We Need to Stop Saying ‘Blacklist’ and ‘Whitelist’

It’s time we stop using offensive and harmful words, which have clearer, more inclusive alternatives.
Image: brazzo/Getty Images

Earlier this month, the U.S. government sanctioned the controversial spyware vendor NSO Group, putting it on a list that prevents U.S. companies and individuals from selling services and technologies to the company. When reporting the news, several outlets, including The New York Times, The Guardian, Reuters, and CNN, referred to this action as putting NSO on a “blacklist.” 


Blacklist and whitelist are terms commonly used in computer science and cybersecurity to indicate something is allowed, or not allowed. According to the Merriam-Webster dictionary, which defines the word as “a list of banned or excluded things of disreputable character,” its first known use dates back to 1624. 

It’s time to stop using it. 

“As we work to fill open cybersecurity jobs and create a more diverse and inclusive industry that is better able to combat cyber threats, inclusivity, and the intentionality that requires, has to permeate every aspect of the field, including the language. ‘Blacklist’ equates black with bad and white with good,” Camille Stewart, the global head of product security strategy at Google and the co-founder of #ShareTheMicInCyber, an initiative to highlight and raise the voices of diverse people in cybersecurity, told Motherboard in an online chat. “Although not the most important part of the work to be done, the roots in systemic racism and the subtle message it sends about the industry matter.”

The argument that we should stop using blacklist and whitelist has a lot of support from many significant organizations. The developers of Chromium, the open source codebase that underpins Google’s Chrome browser, as well as the competing Microsoft’s Edge, announced in 2019 that “terms such as ‘blacklist’ and ‘whitelist’ reinforce the notion that black==bad and white==good.” That’s why since then its developers are using “blocklist” and “allowlist.” 


Last year, the UK’s National Cyber Security Centre (NCSC) wrote in a blog post that “there’s an issue with the terminology. It only makes sense if you equate white with ‘good, permitted, safe’ and black with ‘bad, dangerous, forbidden.’” As the NCSC noted, not only alternatives such as blocklist or denylist are not offensive and harmful, it’s also just clearer and less ambiguous language that expresses exactly what the goal of these actions are: deny, or block something. 
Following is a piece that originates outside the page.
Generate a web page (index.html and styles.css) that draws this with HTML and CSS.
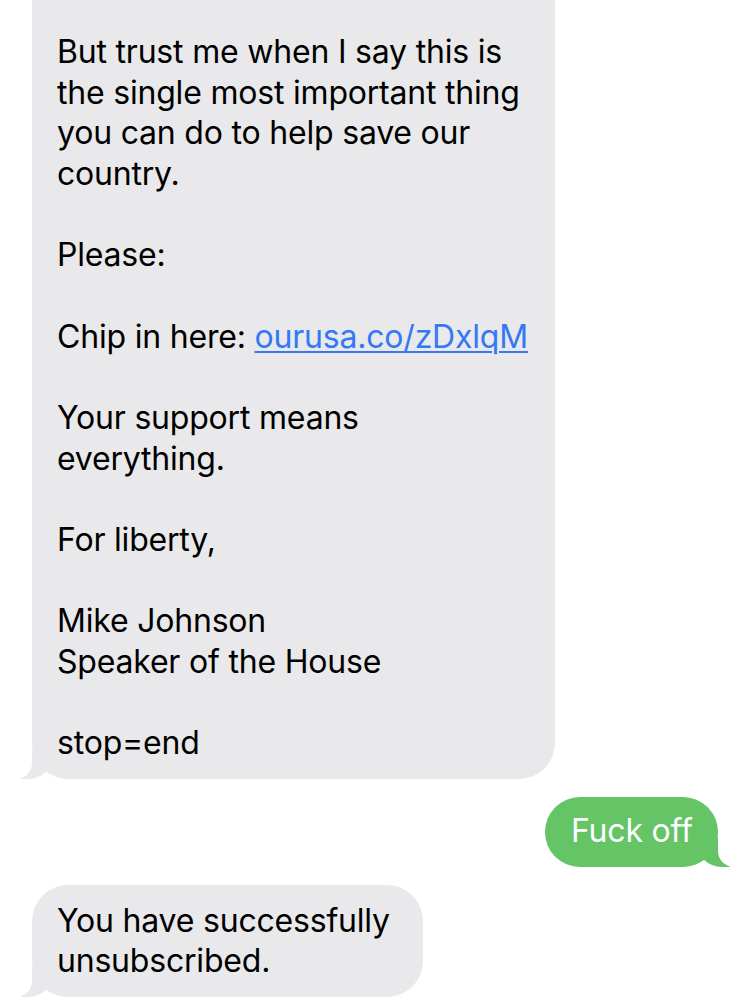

Earlier this year, the US government’s National Institute of Standards and Technology (NIST), which works to promote and push for industrywide standards, published new guidance on inclusive language that discouraged the use of “biased terms, such as blacklist/whitelist,” that “also may introduce comprehension issues.”

Another standards organization, the Internet Engineering Task Force argued in a document published in 2018 that “like master-slave, the metaphorical use of white-black to connote good-evil is oppressive. While master-slave might seem like a more egregious example of racism, white-black is arguably worse because it is more pervasive and therefore more sinister.” 

The document refers to the yearslong discussion around the traditional use of the terms “master” and “slave” in software and electronics engineering. The developers of Python, one of the most popular programming languages in the world, decided to stop using those terms in 2018.

Ultimately, stopping the use of “blacklist” is about listening and respecting all the Black technologists and computer experts who are part of the community.

“The people who mainstreamed technical terms like ‘blacklist/whitelist’ or ‘master/slave’ likely come from a place of privilege. I have also seen a lot of these conversations occur without any Black technologists in the room so to speak,” Alexis Hancock, the director of engineering for the Electronic Frontier Foundation’s project Certbot, said in an email. “So then we in turn faced backlash from those who really wanted to keep these terms in place. Which shows the irony of racialized conversations in tech and how people like me often have to deal with reactionary tech bros who have disdain for any change that might make us feel more comfortable overall in the field.”